The Numbers Tell a Stark Story
In his latest press conference remarks, Powell laid out data that reveals just how dramatically the labor market has deteriorated. The unemployment rate edged up to 4.3% in August, and here’s the kicker – payroll job gains have slowed to just 29,000 per month over the past three months.
What’s particularly striking is Powell’s acknowledgment of how much the narrative has changed since July. Back then, he could still describe the labor market as being “in solid condition” with around 150,000 jobs per month. That assessment is no longer tenable.
The revised job creation numbers tell an even more concerning story. The preliminary benchmark revisions showed we overcounted jobs by about 911,000 – nearly a million jobs that we thought existed but didn’t. Powell noted this was “almost exactly what we expected,” suggesting the Fed had been bracing for this data correction.
Why This Cut Is Different
Powell characterized this as a “risk management cut” – essentially taking out insurance against further labor market deterioration. The pattern here suggests the Fed sees something brewing that requires preemptive action.
What stands out in these developments is how Powell described the current situation as “quite unusual.” Ordinarily, when the labor market weakens, inflation is low. When the labor market is strong, that’s when you worry about inflation. Right now, we have both risks simultaneously.
Inflation remains elevated at 2.7% for total PCE prices and 2.9% for core PCE – both well above the Fed’s 2% target. Yet unemployment is ticking up and job creation is slowing dramatically. This creates what Powell called “two-sided risk” with “no risk-free path.”
The Immigration and AI Wild Cards
Powell spent considerable time addressing what’s driving labor market changes. The supply of workers has “obviously come way down” due to lower immigration and reduced labor force participation. At the same time, demand for workers has also declined sharply.
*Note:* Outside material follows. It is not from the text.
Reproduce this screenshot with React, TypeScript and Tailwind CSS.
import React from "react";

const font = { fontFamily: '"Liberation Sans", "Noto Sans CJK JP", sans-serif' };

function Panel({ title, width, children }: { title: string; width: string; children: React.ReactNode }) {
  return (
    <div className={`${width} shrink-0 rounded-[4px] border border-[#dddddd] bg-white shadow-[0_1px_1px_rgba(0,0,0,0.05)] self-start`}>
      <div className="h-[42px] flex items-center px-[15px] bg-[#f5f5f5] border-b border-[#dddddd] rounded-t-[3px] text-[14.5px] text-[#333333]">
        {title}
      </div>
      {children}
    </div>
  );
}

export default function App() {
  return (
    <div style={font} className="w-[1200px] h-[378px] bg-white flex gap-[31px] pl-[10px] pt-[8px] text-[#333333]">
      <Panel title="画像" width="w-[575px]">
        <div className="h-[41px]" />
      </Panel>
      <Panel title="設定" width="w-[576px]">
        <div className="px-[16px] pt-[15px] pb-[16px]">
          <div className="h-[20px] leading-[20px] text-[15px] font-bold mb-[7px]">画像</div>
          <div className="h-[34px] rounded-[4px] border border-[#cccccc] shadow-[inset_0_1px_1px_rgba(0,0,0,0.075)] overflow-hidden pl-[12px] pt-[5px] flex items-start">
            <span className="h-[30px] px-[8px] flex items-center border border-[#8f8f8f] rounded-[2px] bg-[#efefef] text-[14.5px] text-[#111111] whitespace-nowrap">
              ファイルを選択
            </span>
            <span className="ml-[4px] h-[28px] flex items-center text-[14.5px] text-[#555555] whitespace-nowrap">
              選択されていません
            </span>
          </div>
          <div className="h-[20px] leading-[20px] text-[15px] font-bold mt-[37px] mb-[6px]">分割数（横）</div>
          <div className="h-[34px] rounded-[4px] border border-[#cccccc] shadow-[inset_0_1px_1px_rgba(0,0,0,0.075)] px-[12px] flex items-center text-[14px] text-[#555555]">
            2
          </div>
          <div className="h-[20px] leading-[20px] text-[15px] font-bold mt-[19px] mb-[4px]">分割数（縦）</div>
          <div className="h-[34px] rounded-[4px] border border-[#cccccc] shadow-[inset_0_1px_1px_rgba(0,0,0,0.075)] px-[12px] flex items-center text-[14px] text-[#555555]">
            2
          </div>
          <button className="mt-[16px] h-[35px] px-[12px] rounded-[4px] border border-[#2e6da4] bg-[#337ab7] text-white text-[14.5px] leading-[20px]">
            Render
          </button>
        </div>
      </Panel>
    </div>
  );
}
This creates what Powell called “a curious balance” – both supply and demand falling together, but with demand dropping more sharply, causing unemployment to edge up.
There’s also the AI factor. Powell acknowledged seeing “some effects” from AI on labor demand, particularly affecting young people coming out of college. Companies that traditionally hired recent graduates “are able to use AI more than they had in the past,” potentially reducing hiring needs.
Tariffs: The Persistent Inflation Risk
The tariff impact discussion revealed significant uncertainty about future inflation pressures. Powell noted that goods inflation, which was negative last year, is now running at 1.2% – a substantial change contributing to overall inflation.
The mechanics are particularly interesting. Powell explained that tariffs “are not mostly being paid by exporters” but rather by “companies that sit between the exporter and the consumer.” These middlemen are absorbing costs now but “have every intention of passing that through in time.”
The Fed’s base case remains that tariff effects will be “relatively short-lived” – a one-time price level shift rather than ongoing inflation. But Powell acknowledged it’s “also possible that the inflationary effects could instead be more persistent.”
What the Dot Plot Really Shows
Looking at the Fed’s latest projections, the dispersion of views is remarkable. Ten out of 19 participants wrote down two or more cuts for the remainder of the year, while nine wrote down fewer cuts – some expecting no more cuts at all.
Powell emphasized this uncertainty, encouraging people to view the projections “through the lens of probability” rather than certainty. The median projection shows rates at 3.6% by year-end, 3.4% by end-2026, and 3.1% by end-2027 – a full quarter-point lower than June projections.
The Quality of Labor Market Weakness
What’s particularly concerning is who’s being affected. Powell noted that “people who were sort of more at the margins” – college graduates, younger people, minorities – are “having a hard time finding jobs.”
The job-finding rate has fallen very low while the layoff rate remains low, creating a “low firing, low hiring environment.” Powell’s concern is that if layoffs do start, “the people who are laid off won’t” find new positions easily because “there won’t be a lot of hiring going on.”
This dynamic could “very quickly flow into higher unemployment” – explaining the Fed’s preemptive approach.
Market Implications Going Forward
This rate cut signals the Fed is taking labor market risks seriously while still monitoring inflation closely. The path ahead depends heavily on how job creation evolves and whether tariff-related price increases remain contained.
Looking at the numbers, GDP growth projections actually ticked up slightly to 1.6% this year and 1.8% next year. The unemployment projection remains at 4.5% by year-end. What changed was the risk assessment around the labor market.
Powell made clear they’re in “a meeting by meeting situation” with policy “not on a preset course.” For markets, this suggests continued volatility around employment data releases.
The Independence Question Looms
Powell fielded multiple questions about Fed independence, particularly regarding new board member Stephen Miran’s continued White House employment. His response emphasized the Fed’s culture: “It’s deeply in our culture to do our work based on the incoming data and never considering anything else.”
When pressed about public confidence polls showing Americans now trust the president more than the Fed on economic matters, Powell’s answer was straightforward: “We’re going to do everything we can to use our tools to achieve the goals that Congress has given us.”
What This Means for Investors
The Fed is walking a tightrope between competing risks. Their willingness to cut despite above-target inflation suggests they see disinflationary forces from labor market softening as the dominant trend.
For bond investors, this signals potential for additional cuts if employment conditions deteriorate further. For equity markets, the key will be whether this “soft landing” approach successfully prevents labor market weakness from accelerating.
The critical insight from Powell’s remarks: the Fed has shifted from primarily inflation-focused to genuinely balanced between their dual mandates. Whether they can successfully navigate this transition will determine both market direction and economic outcomes in the months ahead.